----- Data

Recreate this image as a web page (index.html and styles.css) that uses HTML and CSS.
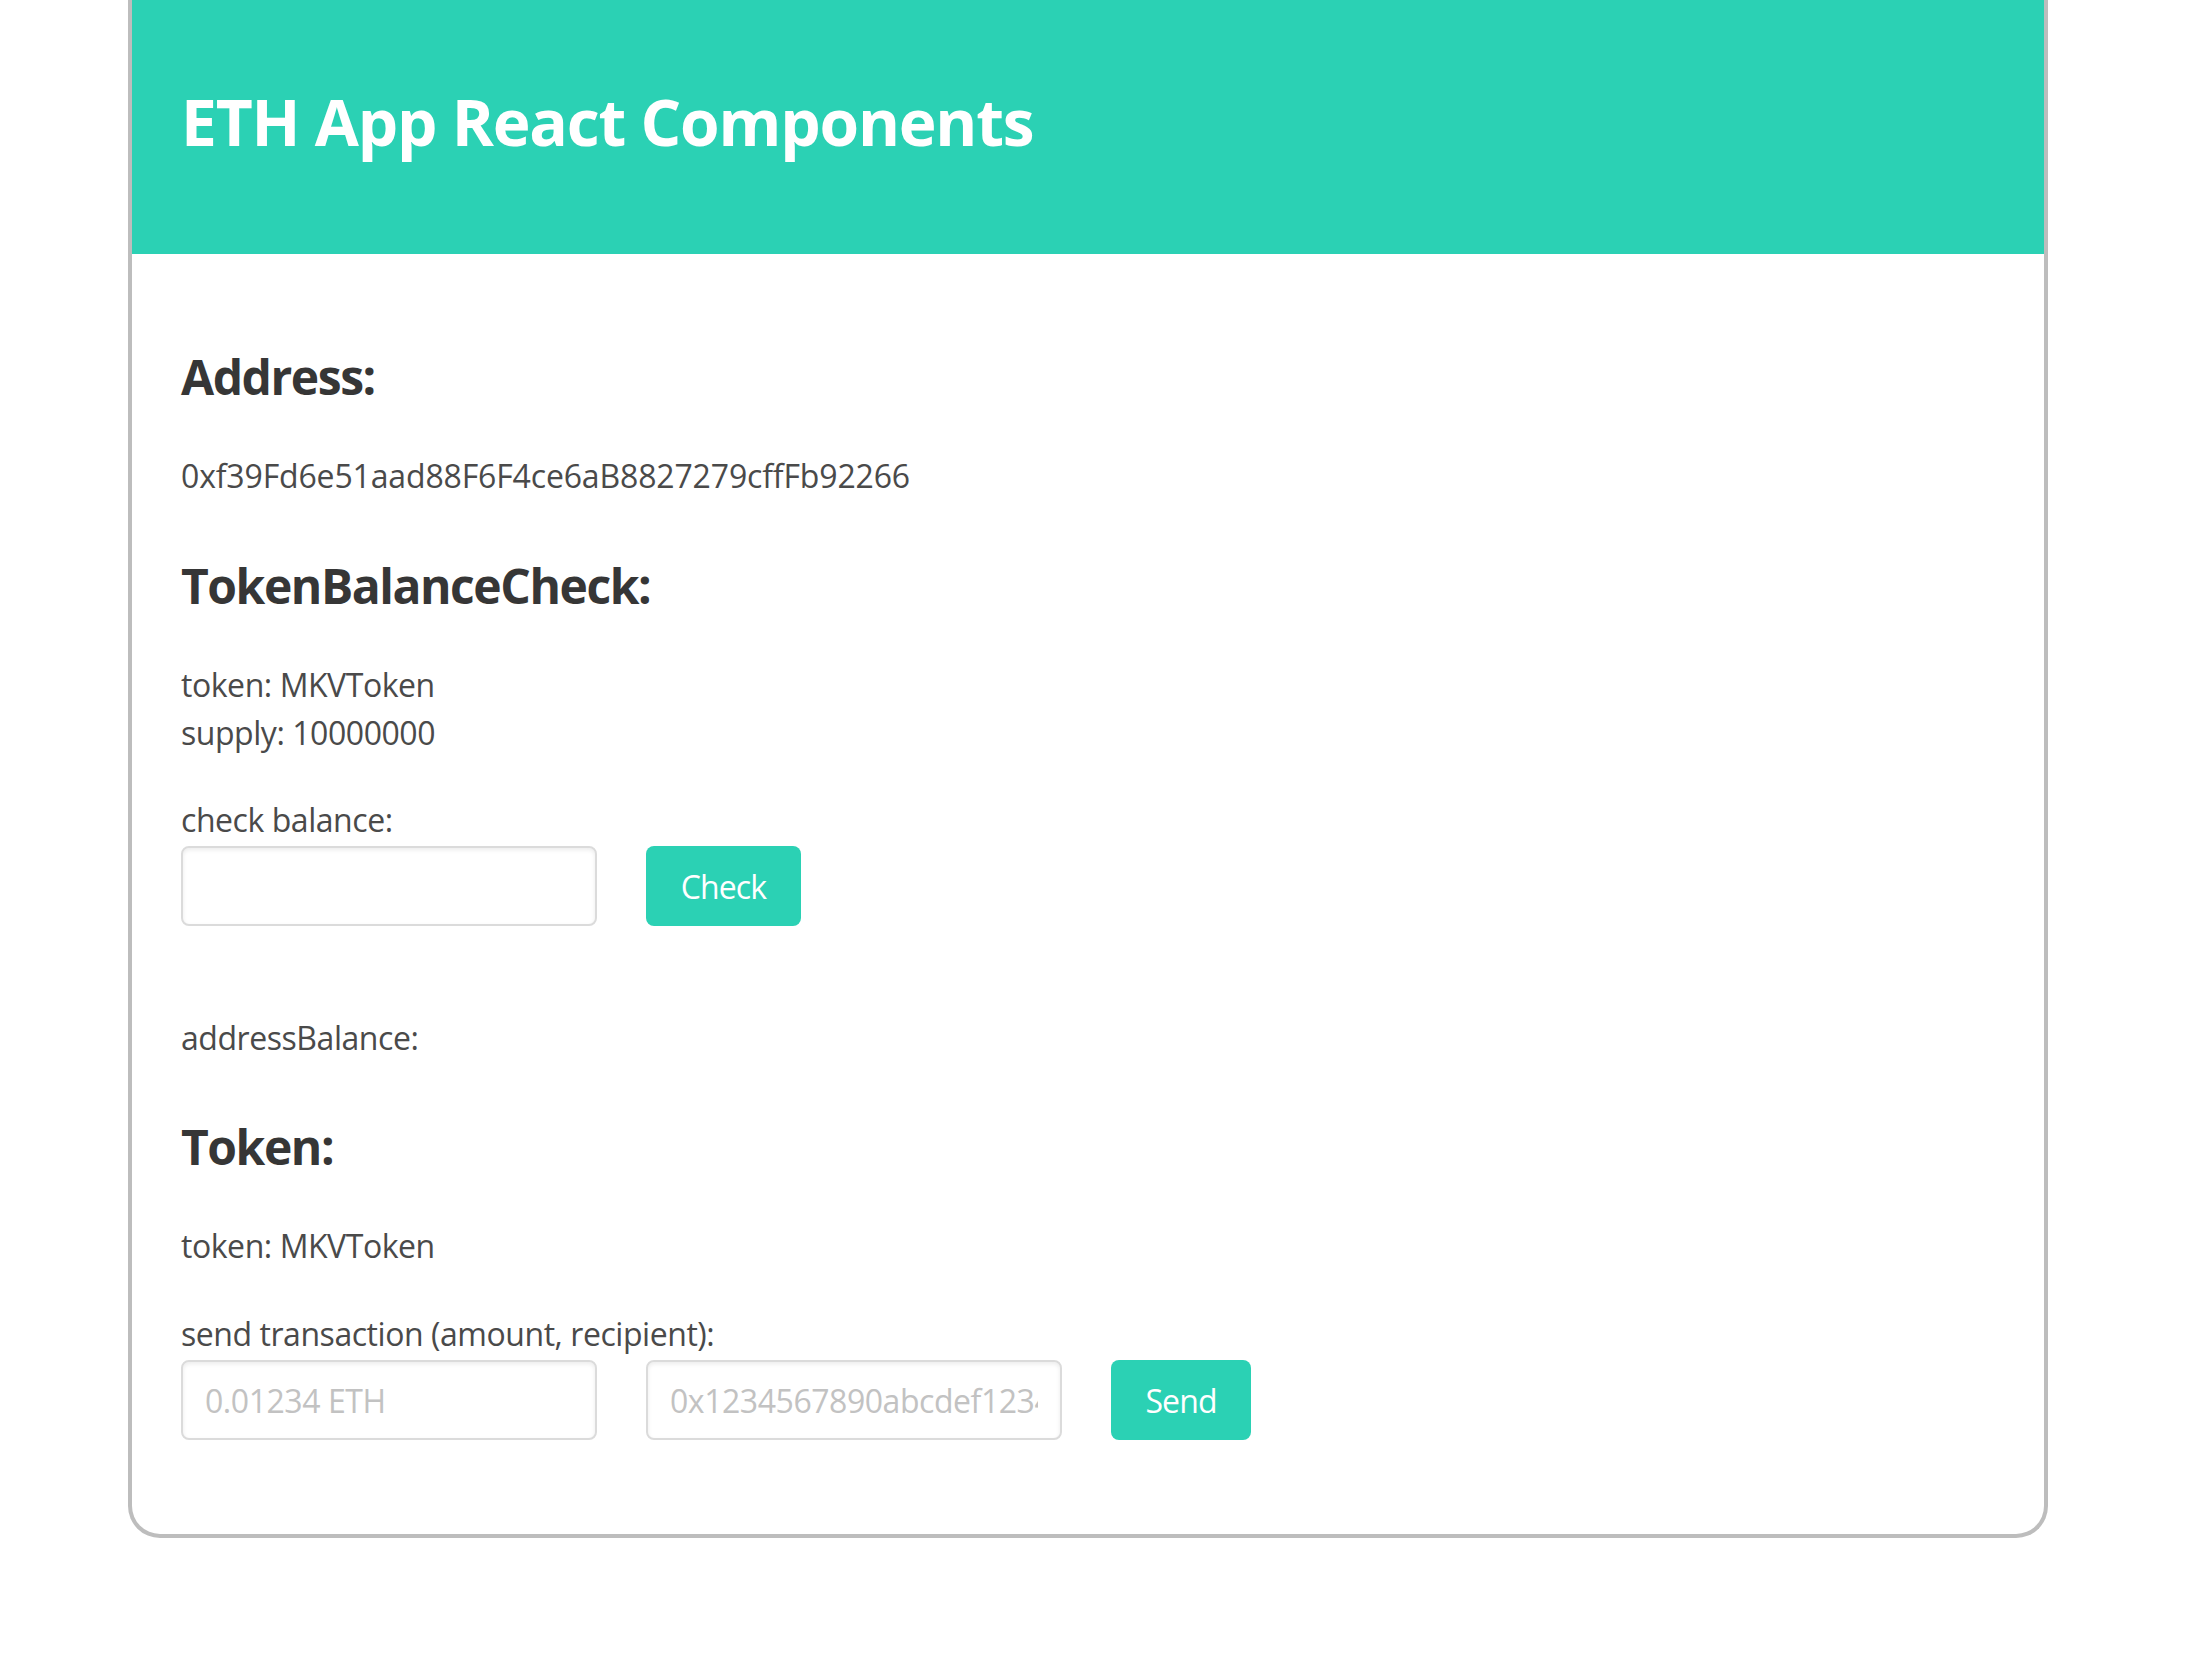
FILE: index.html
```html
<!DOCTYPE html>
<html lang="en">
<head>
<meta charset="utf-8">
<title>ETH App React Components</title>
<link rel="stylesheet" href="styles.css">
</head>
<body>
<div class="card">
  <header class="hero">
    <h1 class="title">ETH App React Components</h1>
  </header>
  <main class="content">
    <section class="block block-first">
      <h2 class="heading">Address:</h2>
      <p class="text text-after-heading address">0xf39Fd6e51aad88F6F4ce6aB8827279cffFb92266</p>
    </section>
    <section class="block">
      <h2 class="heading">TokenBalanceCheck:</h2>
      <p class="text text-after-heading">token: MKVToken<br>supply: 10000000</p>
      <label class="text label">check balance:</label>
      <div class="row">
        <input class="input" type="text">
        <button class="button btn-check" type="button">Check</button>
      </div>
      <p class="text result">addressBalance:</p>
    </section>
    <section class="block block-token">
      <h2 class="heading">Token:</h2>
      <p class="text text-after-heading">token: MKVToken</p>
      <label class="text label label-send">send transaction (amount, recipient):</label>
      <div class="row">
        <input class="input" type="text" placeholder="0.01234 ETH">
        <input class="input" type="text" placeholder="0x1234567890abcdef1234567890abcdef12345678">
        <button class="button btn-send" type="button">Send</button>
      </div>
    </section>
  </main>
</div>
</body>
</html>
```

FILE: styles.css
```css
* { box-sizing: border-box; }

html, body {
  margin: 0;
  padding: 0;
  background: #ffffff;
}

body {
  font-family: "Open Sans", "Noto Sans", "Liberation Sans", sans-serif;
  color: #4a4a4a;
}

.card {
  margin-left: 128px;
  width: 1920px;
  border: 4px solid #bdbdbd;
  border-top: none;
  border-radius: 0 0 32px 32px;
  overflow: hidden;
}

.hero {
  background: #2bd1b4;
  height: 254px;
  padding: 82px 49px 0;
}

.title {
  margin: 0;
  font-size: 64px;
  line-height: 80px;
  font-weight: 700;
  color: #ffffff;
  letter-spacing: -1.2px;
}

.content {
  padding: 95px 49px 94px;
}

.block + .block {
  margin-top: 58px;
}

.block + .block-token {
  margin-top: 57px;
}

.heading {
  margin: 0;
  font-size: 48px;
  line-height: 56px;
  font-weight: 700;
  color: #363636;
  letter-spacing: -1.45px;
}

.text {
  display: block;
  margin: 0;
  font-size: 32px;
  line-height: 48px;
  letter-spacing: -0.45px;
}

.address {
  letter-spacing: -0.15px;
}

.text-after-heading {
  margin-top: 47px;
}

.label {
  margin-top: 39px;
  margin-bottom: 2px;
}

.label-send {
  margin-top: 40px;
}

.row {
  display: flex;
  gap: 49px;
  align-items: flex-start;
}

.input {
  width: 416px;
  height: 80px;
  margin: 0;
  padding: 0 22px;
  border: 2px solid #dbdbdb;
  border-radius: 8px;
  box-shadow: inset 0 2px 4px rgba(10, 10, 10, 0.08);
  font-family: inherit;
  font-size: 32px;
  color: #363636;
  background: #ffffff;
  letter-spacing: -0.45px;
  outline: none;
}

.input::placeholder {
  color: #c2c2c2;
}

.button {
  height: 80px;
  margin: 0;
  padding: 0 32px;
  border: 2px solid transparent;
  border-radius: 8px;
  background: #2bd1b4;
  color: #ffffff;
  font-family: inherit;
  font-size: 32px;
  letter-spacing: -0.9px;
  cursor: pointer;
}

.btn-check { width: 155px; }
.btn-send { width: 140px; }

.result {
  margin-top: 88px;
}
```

----------

### Work to do
Repeat the data in full and exactly. Omit pictures.

### Answer below
Recreate this image as a web page (index.html and styles.css) that uses HTML and CSS.
FILE: index.html
```html
<!DOCTYPE html>
<html lang="en">
<head>
<meta charset="utf-8">
<title>ETH App React Components</title>
<link rel="stylesheet" href="styles.css">
</head>
<body>
<div class="card">
  <header class="hero">
    <h1 class="title">ETH App React Components</h1>
  </header>
  <main class="content">
    <section class="block block-first">
      <h2 class="heading">Address:</h2>
      <p class="text text-after-heading address">0xf39Fd6e51aad88F6F4ce6aB8827279cffFb92266</p>
    </section>
    <section class="block">
      <h2 class="heading">TokenBalanceCheck:</h2>
      <p class="text text-after-heading">token: MKVToken<br>supply: 10000000</p>
      <label class="text label">check balance:</label>
      <div class="row">
        <input class="input" type="text">
        <button class="button btn-check" type="button">Check</button>
      </div>
      <p class="text result">addressBalance:</p>
    </section>
    <section class="block block-token">
      <h2 class="heading">Token:</h2>
      <p class="text text-after-heading">token: MKVToken</p>
      <label class="text label label-send">send transaction (amount, recipient):</label>
      <div class="row">
        <input class="input" type="text" placeholder="0.01234 ETH">
        <input class="input" type="text" placeholder="0x1234567890abcdef1234567890abcdef12345678">
        <button class="button btn-send" type="button">Send</button>
      </div>
    </section>
  </main>
</div>
</body>
</html>
```

FILE: styles.css
```css
* { box-sizing: border-box; }

html, body {
  margin: 0;
  padding: 0;
  background: #ffffff;
}

body {
  font-family: "Open Sans", "Noto Sans", "Liberation Sans", sans-serif;
  color: #4a4a4a;
}

.card {
  margin-left: 128px;
  width: 1920px;
  border: 4px solid #bdbdbd;
  border-top: none;
  border-radius: 0 0 32px 32px;
  overflow: hidden;
}

.hero {
  background: #2bd1b4;
  height: 254px;
  padding: 82px 49px 0;
}

.title {
  margin: 0;
  font-size: 64px;
  line-height: 80px;
  font-weight: 700;
  color: #ffffff;
  letter-spacing: -1.2px;
}

.content {
  padding: 95px 49px 94px;
}

.block + .block {
  margin-top: 58px;
}

.block + .block-token {
  margin-top: 57px;
}

.heading {
  margin: 0;
  font-size: 48px;
  line-height: 56px;
  font-weight: 700;
  color: #363636;
  letter-spacing: -1.45px;
}

.text {
  display: block;
  margin: 0;
  font-size: 32px;
  line-height: 48px;
  letter-spacing: -0.45px;
}

.address {
  letter-spacing: -0.15px;
}

.text-after-heading {
  margin-top: 47px;
}

.label {
  margin-top: 39px;
  margin-bottom: 2px;
}

.label-send {
  margin-top: 40px;
}

.row {
  display: flex;
  gap: 49px;
  align-items: flex-start;
}

.input {
  width: 416px;
  height: 80px;
  margin: 0;
  padding: 0 22px;
  border: 2px solid #dbdbdb;
  border-radius: 8px;
  box-shadow: inset 0 2px 4px rgba(10, 10, 10, 0.08);
  font-family: inherit;
  font-size: 32px;
  color: #363636;
  background: #ffffff;
  letter-spacing: -0.45px;
  outline: none;
}

.input::placeholder {
  color: #c2c2c2;
}

.button {
  height: 80px;
  margin: 0;
  padding: 0 32px;
  border: 2px solid transparent;
  border-radius: 8px;
  background: #2bd1b4;
  color: #ffffff;
  font-family: inherit;
  font-size: 32px;
  letter-spacing: -0.9px;
  cursor: pointer;
}

.btn-check { width: 155px; }
.btn-send { width: 140px; }

.result {
  margin-top: 88px;
}
```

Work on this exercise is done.